Head (Bob Rafelson, 1968)
by William Ham

With the tenth annual Monkees reunion tour in full swing, I thought it apropos to assay the Prefab Four’s sole cinematic effort, without question one of the weirdest and most nonsensical music movies ever made (and I’m counting Xanadu, so you know I mean it). Forget plot – there is none. Even for the late sixties, Head shows a stunning lack of coherence. It starts with the boys leaping off a very tall bridge and ends with them trapped in a giant fishtank, which provides some insight into the thrust of this pic – the singin’ simians’ bitterness and self-loathing over their manufactured creation. You could say that Head is the Monkees’ No Exit , but I really wish you wouldn’t; existentialism pre-supposes a shared sense of futility, but how many of us can sympathize with their circumstances?
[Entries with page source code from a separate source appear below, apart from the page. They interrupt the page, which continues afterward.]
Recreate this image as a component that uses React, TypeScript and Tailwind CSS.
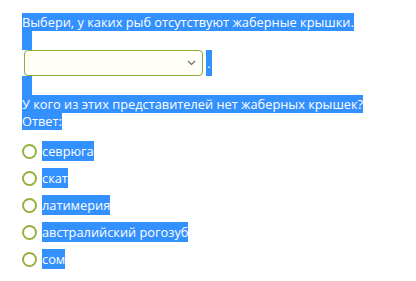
import React from 'react';

const options = ['севрюга', 'скат', 'латимерия', 'австралийский рогозуб', 'сом'];

function Hl({ children }: { children: React.ReactNode }) {
  return <span className="bg-[#3390ff] text-white">{children}</span>;
}

export default function App() {
  return (
    <div className="w-[416px] h-[281px] bg-white pt-[14px] pl-[22px] font-['Open_Sans',sans-serif] text-[12.8px] leading-[17px] text-white">
      <div>
        <Hl>Выбери, у каких рыб отсутствуют жаберные крышки.</Hl>
      </div>
      <div className="w-[10px] h-[19px] bg-[#3390ff]" />

      {/* dropdown + trailing dot */}
      <div className="flex h-[26px]">
        <div className="ml-[2px] w-[179px] h-[26px] rounded-[4px] border-[1.5px] border-[#8aab3c] bg-[#fffff8] flex items-center justify-end pr-[6px]">
          <svg width="9" height="6" viewBox="0 0 9 6" fill="none">
            <path d="M1 1l3.5 3.5L8 1" stroke="#6b6b6b" strokeWidth="1.2" />
          </svg>
        </div>
        <span className="ml-[3px] w-[6px] bg-[#3390ff] flex items-center justify-center leading-none">.</span>
      </div>
      <div className="w-[10px] h-[20px] bg-[#3390ff]" />

      <div>
        <Hl>У кого из этих представителей нет жаберных крышек?</Hl>
      </div>
      <div>
        <Hl>Ответ:</Hl>
      </div>

      <div className="mt-[11px] flex flex-col gap-[7px]">
        {options.map((o) => (
          <div key={o} className="flex items-center h-[20px]">
            <span className="w-[15px] h-[15px] rounded-full border-2 border-[#95b13e] bg-white shrink-0" />
            <span className="ml-[5px] bg-[#3390ff] text-white leading-[20px]">{o}</span>
          </div>
        ))}
      </div>
    </div>
  );
}
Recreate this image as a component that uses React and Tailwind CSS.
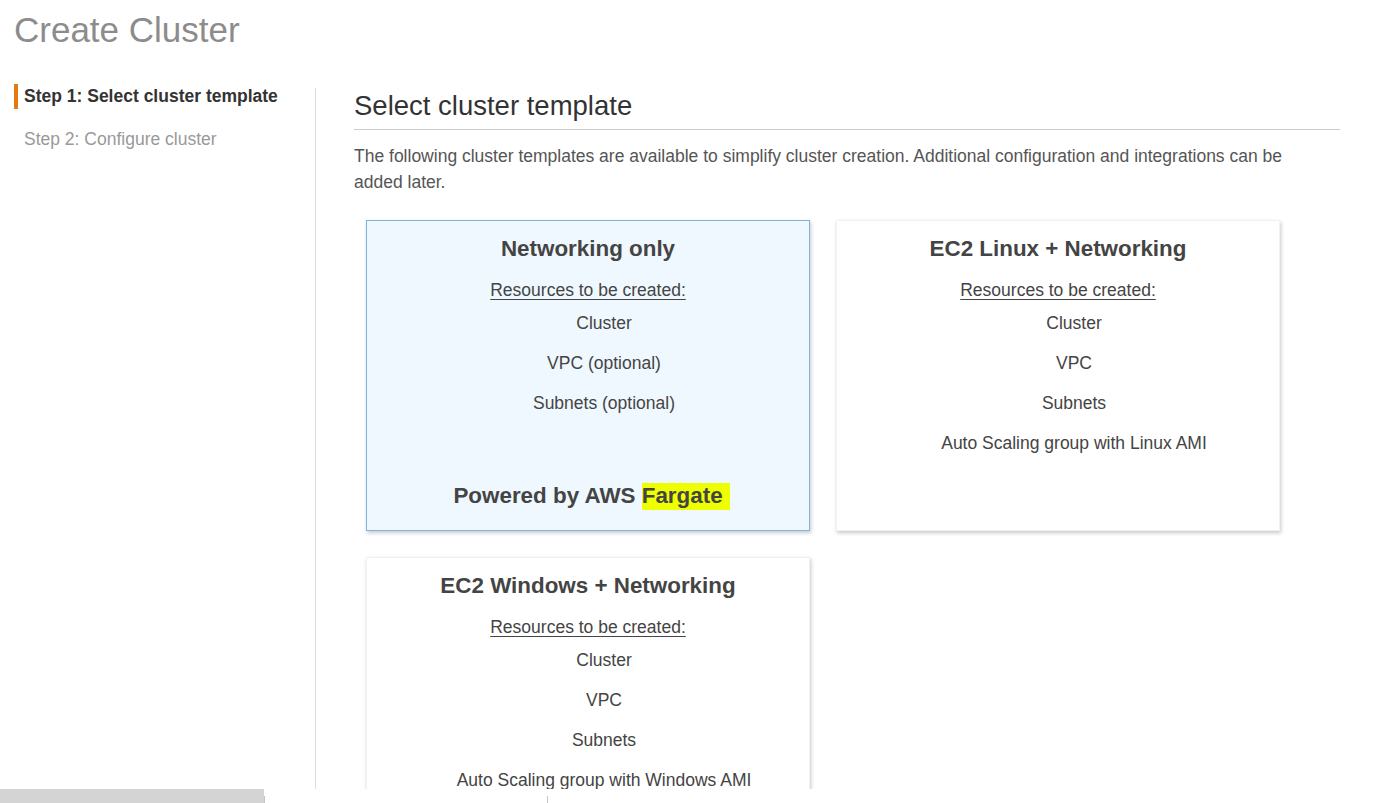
import React from 'react';

const templates = [
  {
    id: 'fargate',
    title: 'Networking only',
    resources: ['Cluster', 'VPC (optional)', 'Subnets (optional)'],
    selected: true,
    fargate: true,
  },
  {
    id: 'linux',
    title: 'EC2 Linux + Networking',
    resources: ['Cluster', 'VPC', 'Subnets', 'Auto Scaling group with Linux AMI'],
  },
  {
    id: 'windows',
    title: 'EC2 Windows + Networking',
    resources: ['Cluster', 'VPC', 'Subnets', 'Auto Scaling group with Windows AMI'],
  },
];

function TemplateCard({ item }) {
  return (
    <div
      className={`flex flex-col h-[311px] border text-center text-[#444] shadow-[1px_2px_4px_rgba(0,0,0,0.22)] ${
        item.selected ? 'bg-[#f0f8ff] border-[#80b3e2]' : 'bg-white border-[#f2f2f2]'
      }`}
    >
      <h3 className="pt-[14px] text-[22.4px] font-bold leading-[28px]">{item.title}</h3>
      <div className="mt-[14px] text-[17.5px] leading-[26px] underline underline-offset-[3px]">
        Resources to be created:
      </div>
      <ul className="pl-8 text-[17.5px] leading-[40px]">
        {item.resources.map((r) => (
          <li key={r}>{r}</li>
        ))}
      </ul>
      {item.fargate && (
        <div className="mt-auto pl-[7px] pb-[20px] text-[22.4px] font-bold leading-[28px]">
          Powered by AWS <span className="bg-[#eeff00] pr-[7px] pb-[2px]">Fargate</span>
        </div>
      )}
    </div>
  );
}

export default function App() {
  return (
    <div className="h-screen flex flex-col overflow-hidden bg-white font-['Liberation_Sans',Arial,sans-serif]">
      <div className="flex-1 flex flex-col overflow-hidden">
        <h1 className="pl-[14px] pt-[10px] h-[84px] text-[35px] leading-[40px] text-[#8c8c8c]">Create Cluster</h1>
        <div className="flex flex-1 min-h-0">
          <nav className="w-[315px] shrink-0">
            <div className="flex items-center h-[25px] pl-[14px]">
              <span className="w-[4px] h-[25px] bg-[#e47911]" />
              <span className="ml-[6px] text-[17.5px] font-bold text-[#333]">Step 1: Select cluster template</span>
            </div>
            <div className="mt-[18px] pl-[24px] h-[25px] leading-[25px] text-[17.5px] text-[#999]">
              Step 2: Configure cluster
            </div>
          </nav>
          <main className="flex-1 mt-[4px] border-l border-[#dedede] pl-[38px] pr-[52px]">
            <h2 className="pt-px text-[27.5px] leading-[34px] text-[#333] pb-[6px] border-b border-[#cccccc]">
              Select cluster template
            </h2>
            <p className="mt-[13px] max-w-[965px] text-[17.5px] leading-[26px] text-[#555]">
              The following cluster templates are available to simplify cluster creation. Additional configuration and
              integrations can be added later.
            </p>
            <div className="mt-[25px] pl-[12px] grid grid-cols-[444px_444px] gap-[26px]">
              {templates.map((t) => (
                <TemplateCard key={t.id} item={t} />
              ))}
            </div>
          </main>
        </div>
      </div>
      <div className="h-[14px] shrink-0 flex items-end bg-white">
        <div className="w-[264px] h-[14px] bg-[#d4d4d4]" />
        <div className="w-px h-[7px] bg-[#c4c4c4]" />
        <div className="w-[282px]" />
        <div className="w-px h-[7px] bg-[#c4c4c4]" />
      </div>
    </div>
  );
}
Give me meaty royalty checks for the rest of my life and I think I can handle miming playing the tambourine and doing that weird sideways shuffle quite happily, danke, I certainly wouldn’t think to intercut performance footage with Vietnam atrocity shots, though I will credit them for beating the Doors to it. It’s kind of a fun view if you switch off your critical faculties and let go – how many other flix feature cameos by Victor Mature, Annette Funicello, and Frank Zappa? (Beach Blanket Freak Out?) In addition, it includes a couple of the best songs they ever recorded (or stood near the studio during the mixing of) – Goffin/King’s gorgeous “Porpoise Song” and Mike Nesmith’s countrified “Circle Sky.” And to top it off, this mammoth slice of psychedopia was co-penned by one Jack Nicholson (who appears very briefly in a Gatsbyesque slouch cap), who, as a scenarist, is an excellent actor.